Reporter: Adhitya Himawan | Editor: Barratut Taqiyyah Rafie
JAKARTA. Setelah berulang kali mengalami penundaan pengambilan keputusan dalam Sidang Paripurna DPR RI, DPR hari ini akhirnya menyetujui penghapusan piutang lima Perusahaan Daerah Air Minum (PDAM). Meski demikian, keputusan ini disesalkan sejumlah anggota DPR yang menganggap keputusan iniĀ melegalisasi atas kebobrokan manajemen keuangan negara.

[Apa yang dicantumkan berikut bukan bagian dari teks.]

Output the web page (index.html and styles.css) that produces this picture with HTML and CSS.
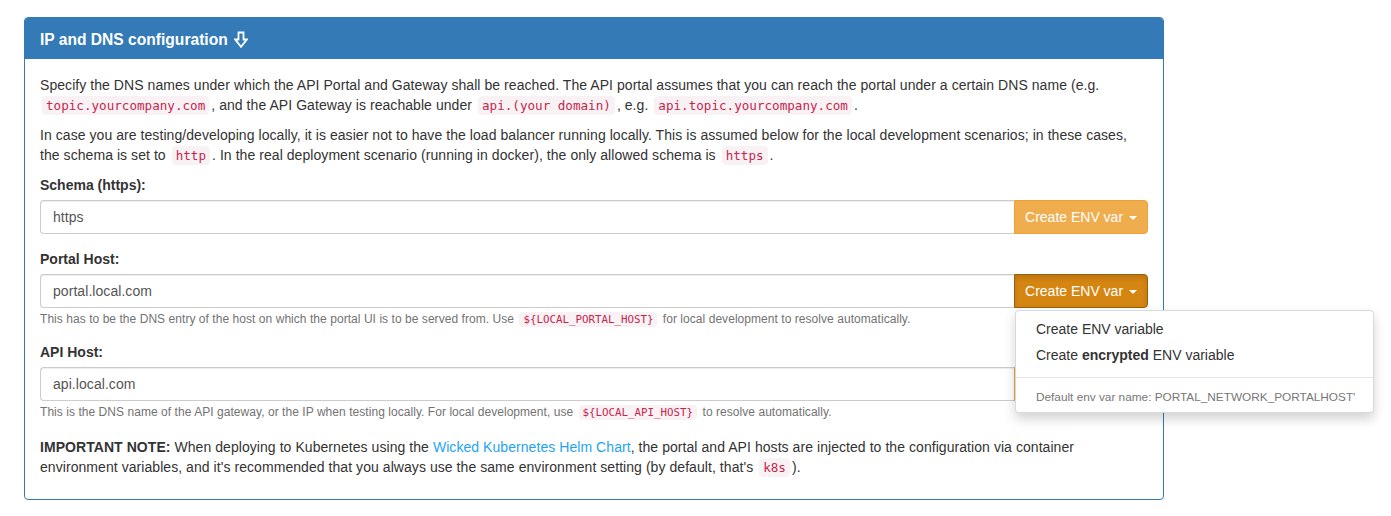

Ketika ditemui KONTAN seusai Sidang Paripurna DPR RI, Selasa, (28/5), Anggota DPR dari Fraksi PPP, Dimyati Natakusumah tak bisa menutupi kekecewaannya. Dimyati mengaku tak habis pikir bagaimana mismanajemen perusahaan yang berakibat pada keuangan negara malah dilegalisasi oleh DPR.
"Bisa saja terjadi KKN atau penggelapan, kok malah dilegalisasi. Saya harap DPR tidak melakukan hal semacam ini ke depan,"kata Dimyati.
Dia menjelaskan, penghapusan piutang bukan sesuatu yang tabu dilakukan. Terlebih jika terjadi kondisi force majeur seperti di Aceh atau Padang yang dilanda gempa bumi. "Tapi kelima PDAM itu kan terjadi di daerah yang normal dan maju," jelasnya.
Sebagaimana diketahui, pemerintah memang mengajukan permohonan persetujuan penghapusan piutang 5 PDAM sebesar Rp 1,044 Triliun. Kelima PDAM itu adalah PDAM Kota Semarang dengan piutang Rp 238,13 milyar, PDAM Kabupaten Tangerang dengan piutang sebesar Rp 272,512 milyar, PDAM Kota Bandung dengan piutang sebesar Rp 252,73 miliar, PDAM Kota Palembang dengan piutang sebesar Rp 160,16 milyar dan PDAM Kota Makassar dengan piutang sebesar Rp 121,3 milyar.
Permohonan penghapusan piutang lima PDAM tersebut akhirnya disetujui Badan Anggaran (Banggar). Sayangnya, ketika dibawa ke Paripurna, berungkali permohonan pemerintah ini ditolak oleh banyak anggota DPR. Penyebab utamanya adalah kekhawatiran akan kerugian negara akibat hilangnya potensi pendapatan negara yang disebabkan buruknya manajemen PDAM serta diduga sarat korupsi.